● THE PROBLEM
Write out every line below that includes the word "styles".

● RECORDED DATA
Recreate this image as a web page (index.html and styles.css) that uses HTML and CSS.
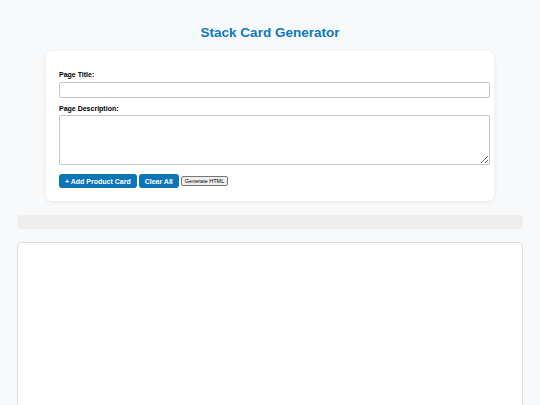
FILE: index.html
```html
<!DOCTYPE html>
<html>
<head>
<meta charset="utf-8">
<link rel="stylesheet" href="styles.css">
</head>
<body>
<h1 class="title">Stack Card Generator</h1>
<div class="form-card">
  <div class="group">
    <label class="label">Page Title:</label>
    <input class="field" type="text">
  </div>
  <div class="group">
    <label class="label">Page Description:</label>
    <textarea class="field area"></textarea>
  </div>
  <div class="actions">
    <button class="btn">+ Add Product Card</button>
    <button class="btn">Clear All</button>
    <button class="plain">Generate HTML</button>
  </div>
</div>
<div class="bar"></div>
<div class="preview"></div>
</body>
</html>
```
FILE: styles.css
```css
html, body { margin: 0; }
body {
  background: #f8f9fa;
  font-family: "Liberation Sans", Arial, sans-serif;
  padding: 0 17px;
  overflow: hidden;
  height: 405px;
  box-sizing: border-box;
}
.title {
  margin: 24px 0 9px;
  text-align: center;
  font-size: 13.5px;
  line-height: 18px;
  color: #0b78bd;
  font-weight: bold;
}
.form-card {
  width: 448px;
  box-sizing: border-box;
  margin: 0 auto;
  background: #fff;
  border-radius: 6px;
  box-shadow: 0 1px 5px rgba(0,0,0,0.08);
  padding: 20px 13px 13px;
}
.group { margin-bottom: 7px; }
.group + .group { margin-bottom: 9px; }
.label {
  display: block;
  font-size: 7px;
  line-height: 8px;
  font-weight: bold;
  color: #000;
  margin-bottom: 3px;
}
.group + .group .label { margin-bottom: 2px; }
.field {
  display: block;
  width: 100%;
  height: 14px;
  padding: 0 3.5px;
  border: 1px solid #c6c6c6;
  border-radius: 2px;
  margin: 0;
  font-family: inherit;
  font-size: 7px;
}
.area { height: 48px; resize: vertical; }
.actions { display: flex; align-items: center; gap: 2px; }
.btn {
  background: #0b75b8;
  color: #fff;
  border: none;
  border-radius: 3px;
  font-family: inherit;
  font-weight: bold;
  font-size: 7px;
  height: 14px;
  padding: 0 6px;
  margin: 0;
}
.plain {
  font-family: inherit;
  font-size: 5.5px;
  height: 10px;
  padding: 0 3px;
  margin: 0;
  background: #efefef;
  border: 1px solid #767676;
  border-radius: 2px;
  color: #000;
}
.bar {
  height: 14px;
  background: #eeeeee;
  border-radius: 3px;
  margin: 14px 0 13px;
}
.preview {
  height: 170px;
  background: #fff;
  border: 1px solid #dddddd;
  border-radius: 4px;
}
```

● REPLY TO THE EXERCISE
Recreate this image as a web page (index.html and styles.css) that uses HTML and CSS.
<link rel="stylesheet" href="styles.css">
FILE: styles.css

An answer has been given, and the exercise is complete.